For observers interested in HI in galaxies, a number of interest is the sensitivity of the observation to the HI mass. This is given by van Gorkom et al. (1986; AJ, 91, 791):

$$M_{\rm HI} = 2.36 \times 10^5 D^2 \sum S \Delta V ~{\rm M}_\odot$$ (5)

where $D$ is the distance to the galaxy in Mpc, and $S\Delta V$ is the HI line area in units of Jy km/s.

The sensitivity varies across each observing band. Table 7 gives the frequency ranges for each band at which the sensitivity degrades by 10% and by a factor of two for the VLA receivers. Also included are the maximum ranges over which the VLA receivers remain operative. At these extreme ends, the system sensitivity is typically 10 to 100 times worse than at band center. Furthermore, not all antennas will operate at these frequencies. For similar information for EVLA antennas, see Section 3.3. In Figure 1, we show the system temperature and number of operable antennas plotted as a function for frequency for K and Q bands.⁴ For all bands, consider consulting a VLA staff scientist if you wish to observe near the band edges.

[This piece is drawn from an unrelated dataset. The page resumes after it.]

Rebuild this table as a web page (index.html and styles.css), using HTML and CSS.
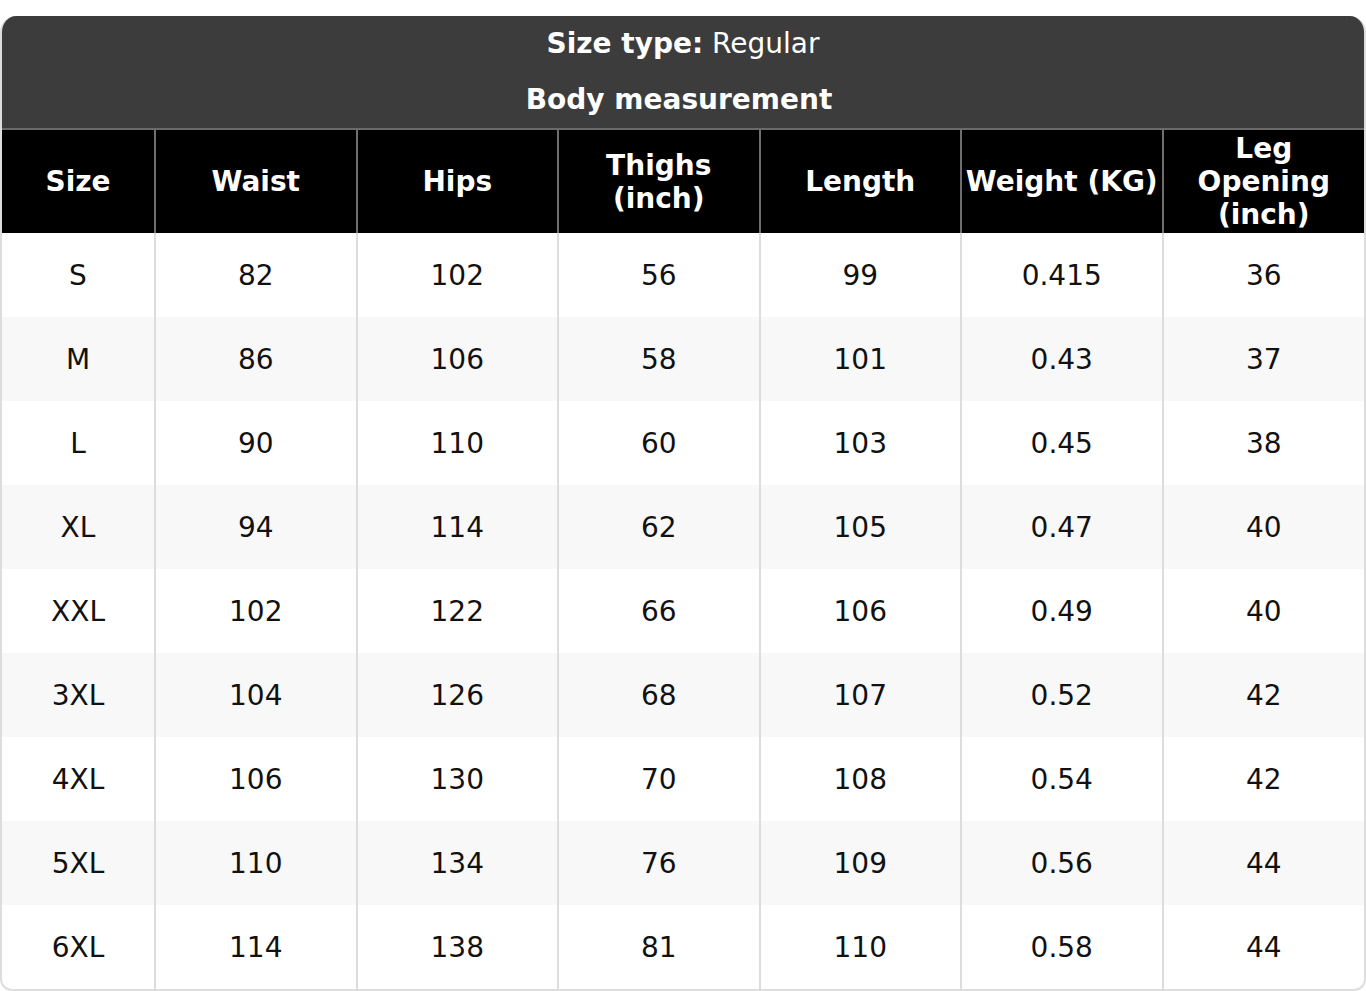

In view of the importance of observations at the lower edge of the 20-cm band for studies of red-shifted HI, some special words are appropriate to describe the performance of the VLA receivers at frequencies below 1250 MHz. The roll-off of this band at the low frequency edge is very gentle, and useful observations at 1155 MHz and lower have been made. However, not all frequencies can be tuned, as tests have shown there are four 10 MHz wide `notches', centered at 1212, 1182, 1162 and 1150 MHz, within which the array can take no useful data. These notches exist in both RR and LL correlations but vary in shape and central frequency from antenna to antenna. A plot of the relative sensitivity between 1150 and 1250 MHz for the VLA receivers is shown in Figure 2.

Figure 2: VLA Sensitivity Between 1150 and 1250 MHz. This plot shows the relative sensitivity of the VLA at the lower end of the 20 cm band. The dashed line represents the sensitivity at the center of the band, so it can be seen that serious degradation in sensitivity is not notable until below 1190 MHz. The four `notches' are instrumental in origin.

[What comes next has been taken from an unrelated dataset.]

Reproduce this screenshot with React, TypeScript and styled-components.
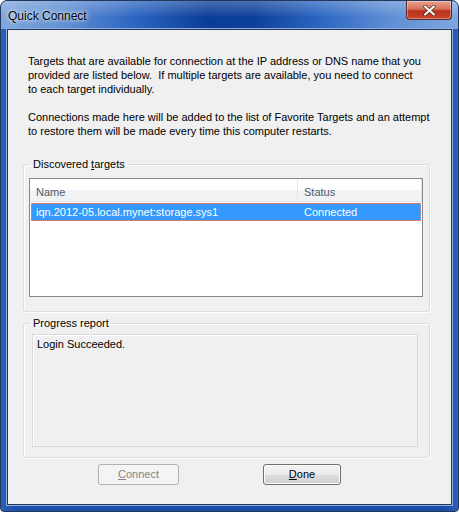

The sensitivity at the low frequency bands (90 cm and 400 cm) is difficult to parameterize. There are two important effects which limit the sensitivity.

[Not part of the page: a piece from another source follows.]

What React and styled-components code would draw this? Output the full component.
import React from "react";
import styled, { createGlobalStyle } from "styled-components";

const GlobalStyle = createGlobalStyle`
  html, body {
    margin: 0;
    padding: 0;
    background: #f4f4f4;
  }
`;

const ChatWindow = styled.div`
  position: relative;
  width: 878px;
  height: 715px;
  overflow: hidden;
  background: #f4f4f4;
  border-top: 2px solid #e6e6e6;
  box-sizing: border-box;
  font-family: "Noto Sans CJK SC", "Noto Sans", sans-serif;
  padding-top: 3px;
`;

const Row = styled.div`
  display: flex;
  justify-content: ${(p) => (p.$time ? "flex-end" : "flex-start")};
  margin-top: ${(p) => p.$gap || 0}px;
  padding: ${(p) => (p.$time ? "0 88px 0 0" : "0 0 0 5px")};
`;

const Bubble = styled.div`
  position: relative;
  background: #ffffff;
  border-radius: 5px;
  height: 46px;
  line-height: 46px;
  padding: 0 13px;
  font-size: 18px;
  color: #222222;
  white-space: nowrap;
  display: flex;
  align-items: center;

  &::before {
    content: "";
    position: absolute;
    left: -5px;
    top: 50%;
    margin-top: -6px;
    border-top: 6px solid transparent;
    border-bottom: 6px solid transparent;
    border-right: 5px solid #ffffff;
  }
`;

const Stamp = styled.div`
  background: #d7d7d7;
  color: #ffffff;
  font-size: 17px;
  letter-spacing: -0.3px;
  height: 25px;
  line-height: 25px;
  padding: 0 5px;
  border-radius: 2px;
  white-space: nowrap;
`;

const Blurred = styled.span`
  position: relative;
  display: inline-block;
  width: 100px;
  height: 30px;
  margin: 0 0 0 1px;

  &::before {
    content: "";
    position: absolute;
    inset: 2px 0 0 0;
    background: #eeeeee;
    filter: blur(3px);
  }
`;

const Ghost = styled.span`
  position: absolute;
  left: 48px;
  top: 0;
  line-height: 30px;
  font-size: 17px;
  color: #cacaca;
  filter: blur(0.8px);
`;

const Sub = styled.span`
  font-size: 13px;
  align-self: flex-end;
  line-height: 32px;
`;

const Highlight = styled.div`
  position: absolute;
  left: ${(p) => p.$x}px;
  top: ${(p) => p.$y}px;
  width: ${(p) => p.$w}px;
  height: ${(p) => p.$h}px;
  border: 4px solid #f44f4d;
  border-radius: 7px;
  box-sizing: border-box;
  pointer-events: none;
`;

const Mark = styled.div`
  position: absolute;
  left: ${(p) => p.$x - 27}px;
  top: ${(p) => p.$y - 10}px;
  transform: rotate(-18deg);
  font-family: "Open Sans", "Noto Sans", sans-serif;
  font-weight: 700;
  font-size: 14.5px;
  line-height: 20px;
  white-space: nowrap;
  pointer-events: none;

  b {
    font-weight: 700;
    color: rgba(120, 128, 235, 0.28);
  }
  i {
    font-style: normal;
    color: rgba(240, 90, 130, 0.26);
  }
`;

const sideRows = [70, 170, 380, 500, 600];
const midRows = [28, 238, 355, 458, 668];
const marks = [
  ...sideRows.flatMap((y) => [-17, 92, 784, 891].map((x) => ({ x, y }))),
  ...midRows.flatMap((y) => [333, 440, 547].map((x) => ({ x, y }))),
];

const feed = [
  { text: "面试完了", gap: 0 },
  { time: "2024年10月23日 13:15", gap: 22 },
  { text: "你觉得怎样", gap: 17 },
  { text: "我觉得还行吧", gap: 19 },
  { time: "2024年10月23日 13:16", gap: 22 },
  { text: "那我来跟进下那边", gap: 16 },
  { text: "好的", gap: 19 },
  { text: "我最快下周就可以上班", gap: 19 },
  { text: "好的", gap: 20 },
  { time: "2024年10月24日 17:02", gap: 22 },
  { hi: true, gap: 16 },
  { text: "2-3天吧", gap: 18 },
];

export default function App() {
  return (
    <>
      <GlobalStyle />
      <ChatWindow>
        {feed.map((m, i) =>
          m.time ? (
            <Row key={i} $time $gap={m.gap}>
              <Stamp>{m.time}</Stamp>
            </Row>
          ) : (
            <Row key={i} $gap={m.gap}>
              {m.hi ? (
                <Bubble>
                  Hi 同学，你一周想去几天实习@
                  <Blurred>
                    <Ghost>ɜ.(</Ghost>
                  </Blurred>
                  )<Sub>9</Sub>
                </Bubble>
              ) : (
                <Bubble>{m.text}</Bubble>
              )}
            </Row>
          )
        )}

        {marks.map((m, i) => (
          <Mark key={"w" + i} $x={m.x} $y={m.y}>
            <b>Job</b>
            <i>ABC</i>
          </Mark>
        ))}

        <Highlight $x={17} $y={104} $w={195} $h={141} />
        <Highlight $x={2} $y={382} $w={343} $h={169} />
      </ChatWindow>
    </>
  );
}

1. The diffuse galactic background contributes an important fraction of the total system temperature - especially at 400 cm, where it is the only important contributor. This means that the sensitivity will vary by nearly a factor of 10 between locations on the galactic plane and locations near the galactic poles.
2. The primary beam at both bands is very broad, and the sidelobe levels comparatively high, resulting in significant sensitivity to objects far from the target object. Because of the difficulty in imaging very large fields of view (due to the non-coplanar baseline effect, see Section 3.5.4, and the non-isoplanicity over large angles), the sidelobes of undeconvolved objects in non-imaged areas (essentially the entire 2$\pi$ steradians visible to the antennas!) will appear in the map of the target source. Use of the AIPS program IMAGR will permit removal of the major background objects, and should result in a sensitivity not worse than a factor of two higher than that expected on the basis of the system temperature.